A good tugboat case study does not need to be long. It just needs to be clear.

It should explain:

What the job was
Who the client type was
Where the operation happened
What challenge or requirement existed
Which tug or tugs were used
What conditions mattered
What outcome was delivered
What metrics support the result

For example, a case study might describe an offshore barge relocation completed in a tight weather window with zero incidents and no tug-related downtime.

Another case study might describe a harbor assist project for a terminal where vessel movements were completed on schedule during a busy operating period.

These case studies can become powerful sales tools.

Build a Library Before You Need It

The worst time to search for proof is after a major RFP arrives.

By then, the deadline may be tight. The team may be busy. The photos may be hard to find. The details may be unclear. The person who remembers the job may not be available.

The best time to capture evidence is immediately after each job.

That way, when an opportunity appears, your proof is already organized.

This gives your company speed and confidence.

Instead of scrambling, you can respond with relevant examples quickly.

Final Thoughts

Every tugboat operation should generate usable proof.

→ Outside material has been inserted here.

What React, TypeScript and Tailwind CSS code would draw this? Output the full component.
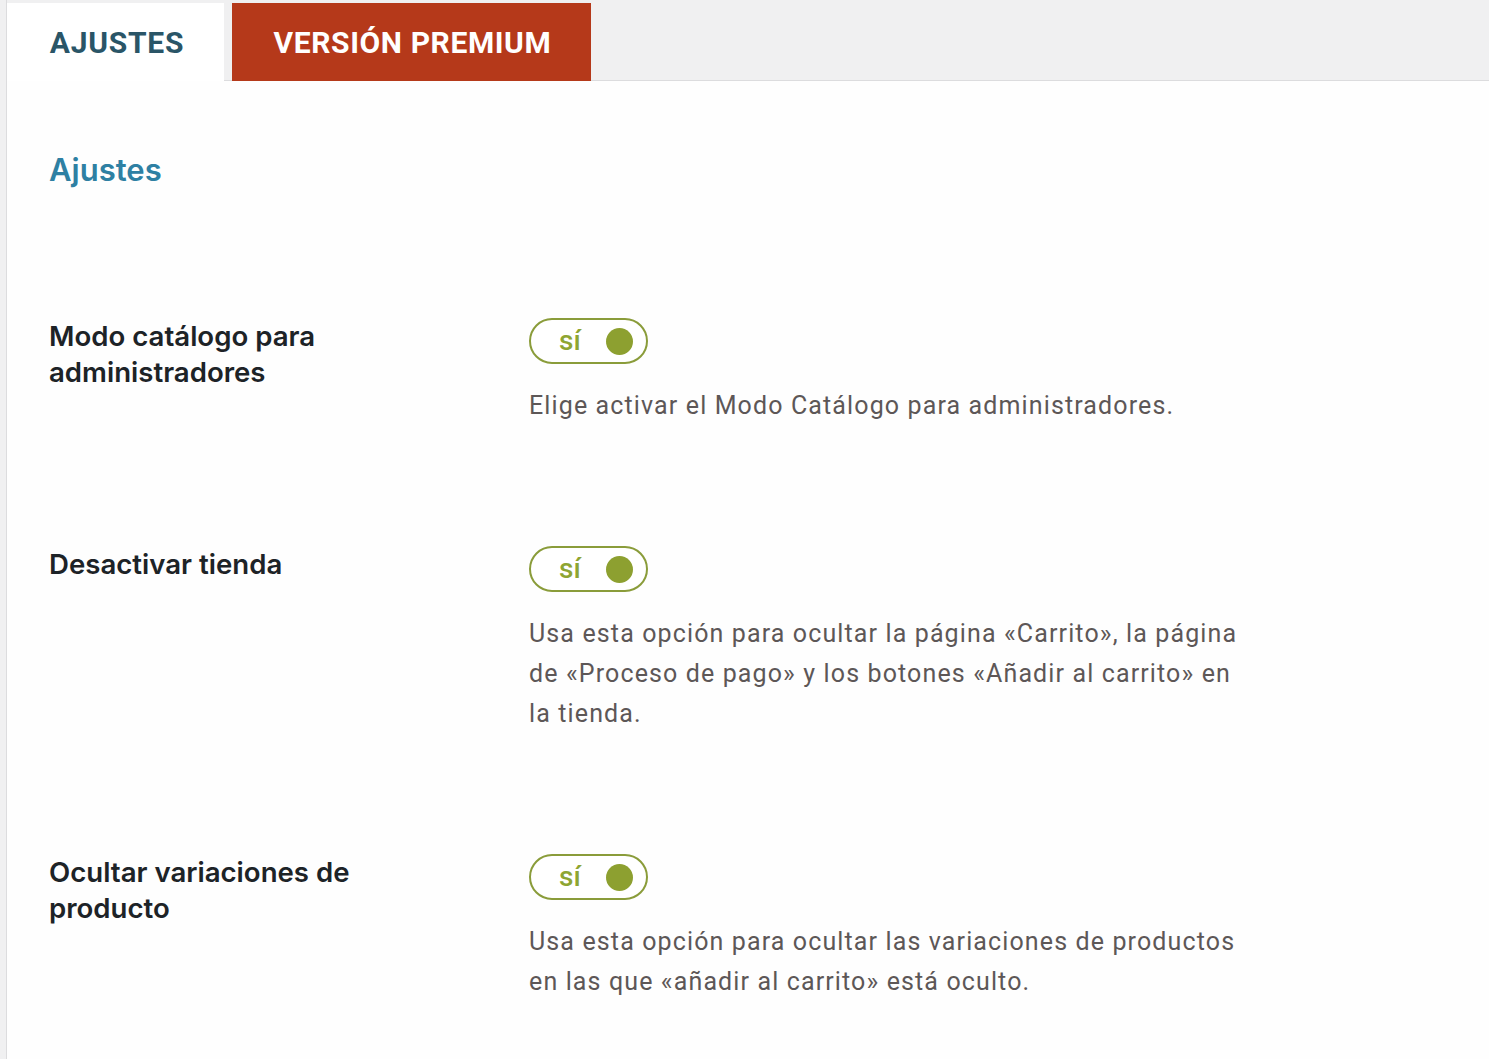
import React from "react";

function Toggle() {
  return (
    <div className="flex h-[46px] w-[119px] items-center rounded-full border-2 border-[#8a9c3a] bg-white pl-[28px] pr-[13px]">
      <span className="text-[28px] font-medium leading-none text-[#8ea532] [font-family:Roboto,sans-serif]">sí</span>
      <span className="ml-auto h-[27px] w-[27px] rounded-full bg-[#8da030]" />
    </div>
  );
}

function Row({ label, desc }: { label: React.ReactNode; desc: React.ReactNode }) {
  return (
    <div className="flex">
      <div className="w-[480px] text-[27.6px] font-semibold leading-[36px] text-[#1d2327] [font-family:Inter,sans-serif]">
        {label}
      </div>
      <div className="flex flex-col">
        <Toggle />
        <p className="mt-[22px] w-[722px] text-[25px] leading-[40px] tracking-[0.045em] text-[#5d5757] [font-family:Roboto,sans-serif]">
          {desc}
        </p>
      </div>
    </div>
  );
}

export default function App() {
  return (
    <div className="flex min-h-[1059px] w-full bg-[#f0f0f1]">
      <div className="w-[7px] shrink-0 border-r border-[#dcdcde]" />
      <div className="flex min-w-0 flex-1 flex-col">
        <div className="flex h-[81px] items-end border-b border-[#dcdcde] bg-[#f0f0f1]">
          <div className="relative -mb-px flex h-[78px] w-[217px] items-center justify-center bg-white pl-[3px] pt-[1px] text-[30px] font-bold tracking-[0.025em] text-[#2a5567] [font-family:Roboto,sans-serif]">
            AJUSTES
          </div>
          <div className="-mb-px ml-[8px] flex h-[78px] w-[359px] items-center justify-center bg-[#b5391a] pl-[2px] pt-[1px] text-[30px] font-bold tracking-[0.02em] text-white [font-family:Roboto,sans-serif]">
            VERSIÓN PREMIUM
          </div>
        </div>
        <div className="flex-1 bg-[#fefefe] pl-[42px]">
          <h2 className="pt-[69px] text-[31px] font-semibold leading-[40px] text-[#2e80a3] [font-family:Inter,sans-serif]">
            Ajustes
          </h2>
          <div className="mt-[128px] flex flex-col gap-[120px]">
            <Row
              label={<>Modo catálogo para<br />administradores</>}
              desc="Elige activar el Modo Catálogo para administradores."
            />
            <Row
              label="Desactivar tienda"
              desc="Usa esta opción para ocultar la página «Carrito», la página de «Proceso de pago» y los botones «Añadir al carrito» en la tienda."
            />
            <Row
              label={<>Ocultar variaciones de<br />producto</>}
              desc="Usa esta opción para ocultar las variaciones de productos en las que «añadir al carrito» está oculto."
            />
          </div>
        </div>
      </div>
    </div>
  );
}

That proof can come from photos, short video clips, AIS tracks, route summaries, job notes, weather conditions, load details, complexity notes, and documented outcomes.

When that evidence is stored in Google Drive and connected to your operations and marketing control sheet, your company gains a practical evidence library.

This library helps your team show, not just tell.

It helps proposals become more specific.

It helps sales conversations become more credible.

It helps case studies become easier to create.

It helps buyers feel less risk.

And it helps your tugboat operation turn completed work into future opportunity.

A tug company’s past jobs are not just history. They are proof.

Capture them, organize them, and use them.